Exercise prompt
Give all the lines below again, exactly, with no pictures.

==============================

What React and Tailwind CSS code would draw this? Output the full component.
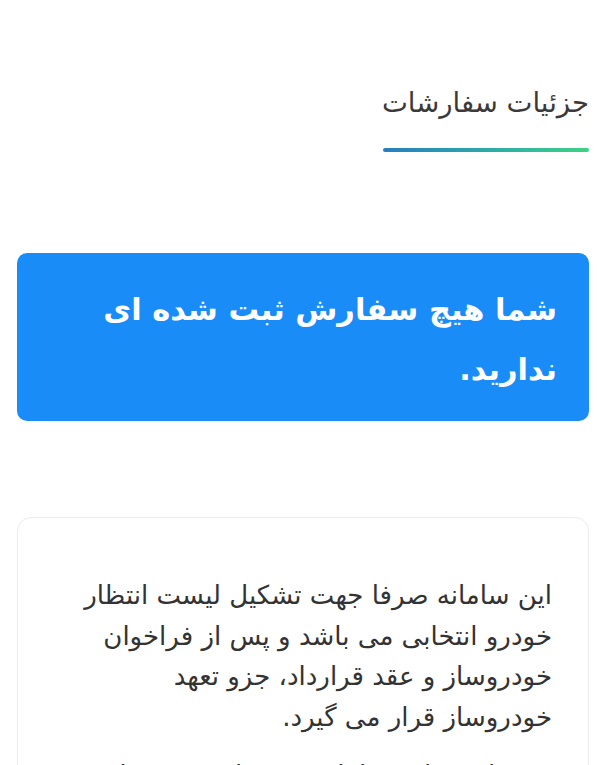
export default function App() {
  return (
    <div
      dir="rtl"
      className="min-h-screen bg-white px-[17px] pt-[80px] text-[#333]"
      style={{ fontFamily: '"DejaVu Sans", "Noto Sans", sans-serif' }}
    >
      {/* page title */}
      <div className="flex flex-col items-start">
        <h1 className="text-[27.5px] leading-[44px] font-normal text-[#3a3a3a]">جزئیات سفارشات</h1>
        <div className="mt-[24px] h-[4px] w-[206px] rounded-full bg-gradient-to-l from-[#3fd283] to-[#2a7dc0]" />
      </div>

      {/* empty state */}
      <div className="mt-[101px] rounded-[10px] bg-[#1a8cf7] px-[32px] pt-[27px] pb-[21px]">
        <p className="text-[30.5px] leading-[60px] font-bold text-white">
          شما هیچ سفارش ثبت شده ای
          <br />
          ندارید.
        </p>
      </div>

      {/* info card */}
      <div className="mt-[96px] rounded-[14px] border border-[#ececec] bg-white pr-[36px] pl-[30px] pt-[57px] pb-[40px]">
        <p className="text-[26px] leading-[40.5px] text-[#333]">
          این سامانه صرفا جهت تشکیل لیست انتظار
          <br />
          خودرو انتخابی می باشد و پس از فراخوان
          <br />
          خودروساز و عقد قرارداد، جزو تعهد
          <br />
          خودروساز قرار می گیرد.
        </p>
        <p className="mt-[18px] text-[26px] leading-[40.5px] text-[#333]">
          ثبت نام در این سامانه به منزله خرید قطعی خودرو نمی باشد.
        </p>
      </div>
    </div>
  );
}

==============================

Response
What React and Tailwind CSS code would draw this? Output the full component.
export default function App() {
  return (
    <div
      dir="rtl"
      className="min-h-screen bg-white px-[17px] pt-[80px] text-[#333]"
      style={{ fontFamily: '"DejaVu Sans", "Noto Sans", sans-serif' }}
    >
      {/* page title */}
      <div className="flex flex-col items-start">
        <h1 className="text-[27.5px] leading-[44px] font-normal text-[#3a3a3a]">جزئیات سفارشات</h1>
        <div className="mt-[24px] h-[4px] w-[206px] rounded-full bg-gradient-to-l from-[#3fd283] to-[#2a7dc0]" />
      </div>

      {/* empty state */}
      <div className="mt-[101px] rounded-[10px] bg-[#1a8cf7] px-[32px] pt-[27px] pb-[21px]">
        <p className="text-[30.5px] leading-[60px] font-bold text-white">
          شما هیچ سفارش ثبت شده ای
          <br />
          ندارید.
        </p>
      </div>

      {/* info card */}
      <div className="mt-[96px] rounded-[14px] border border-[#ececec] bg-white pr-[36px] pl-[30px] pt-[57px] pb-[40px]">
        <p className="text-[26px] leading-[40.5px] text-[#333]">
          این سامانه صرفا جهت تشکیل لیست انتظار
          <br />
          خودرو انتخابی می باشد و پس از فراخوان
          <br />
          خودروساز و عقد قرارداد، جزو تعهد
          <br />
          خودروساز قرار می گیرد.
        </p>
        <p className="mt-[18px] text-[26px] leading-[40.5px] text-[#333]">
          ثبت نام در این سامانه به منزله خرید قطعی خودرو نمی باشد.
        </p>
      </div>
    </div>
  );
}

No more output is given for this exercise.